I don't know if this is selfish of me,
If your boyfriend cheated on you more than 2 times in the relationship, treated you like shit, still treats you like shit, lies to you, and all of a sudden expects me to believe that he changed because I'm pregnant?
I'm sorry but for all those times I stuck with him, when he fucked up, when I cried myself to sleep for how many nights, I got tired of it. He, to me, looked more disgusting each time i laid eyes on him.
He was all into worldly things like, a new bike, his new IPHONE, social networks, taking the time to look like a fagget and pluck his eye brows, get a fade each week, new shoes.. I mean come on, he changed! That's why, I don't think I'm selfish at all, because it isn't my fault that I feel the way that I do about him,
I feel nothing but sympathy for the kid because he is going to be missing the best thing that could ever happen to him. Honestly, I don't want to take his child away from him, but, I know I could give my kid the best love I could ever give.

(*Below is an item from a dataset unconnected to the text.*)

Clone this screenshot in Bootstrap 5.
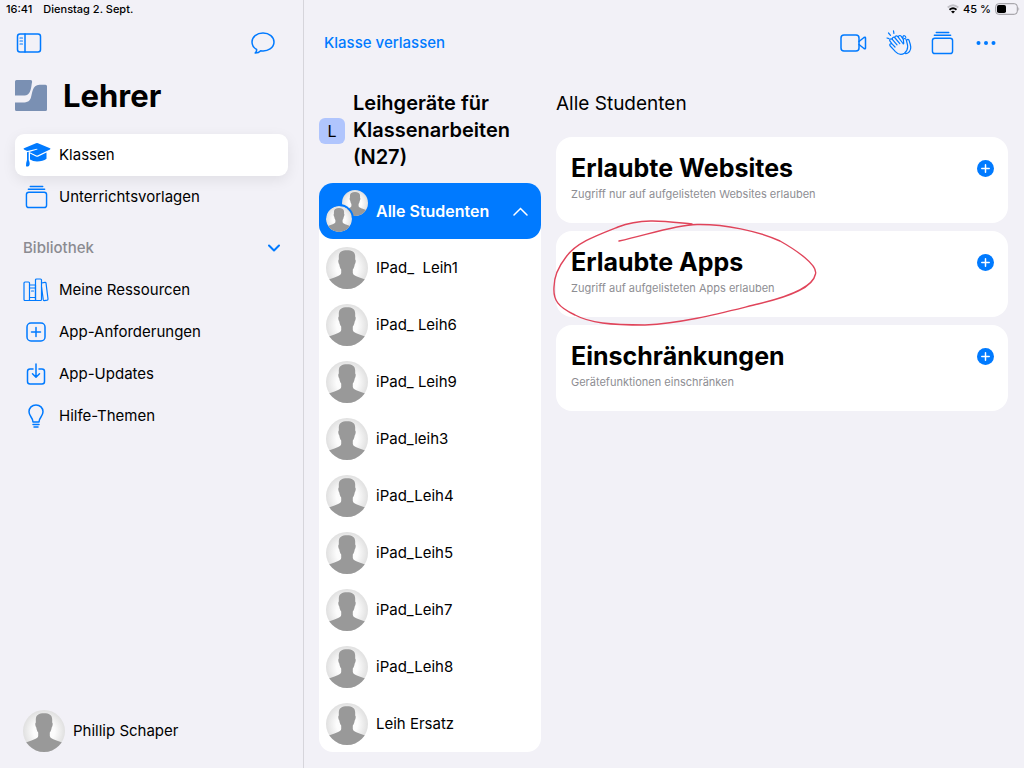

How do you expect me to stay in a relationship that my heart is not completely in for?
YOU get hurt as much as I did, then let me know how the hell you would feel at the end of it.
I'm not wrong.
When he KNEW i was pregnant he was still talking to some dick thirsty skanks, so why give him the chance of a lifetime? He blew his chances already, I'm sick of his shit that he puts me through, and idk, no offense but he grew up to be an individual that I would never let my kid be around.
Has no respect for others except himself.
As I'm living, I know I'm ever going to be with someone like that again.
LESSON LEARNED.
PHLYNN AUSTIN PENNINGTON, YOU HAD ME.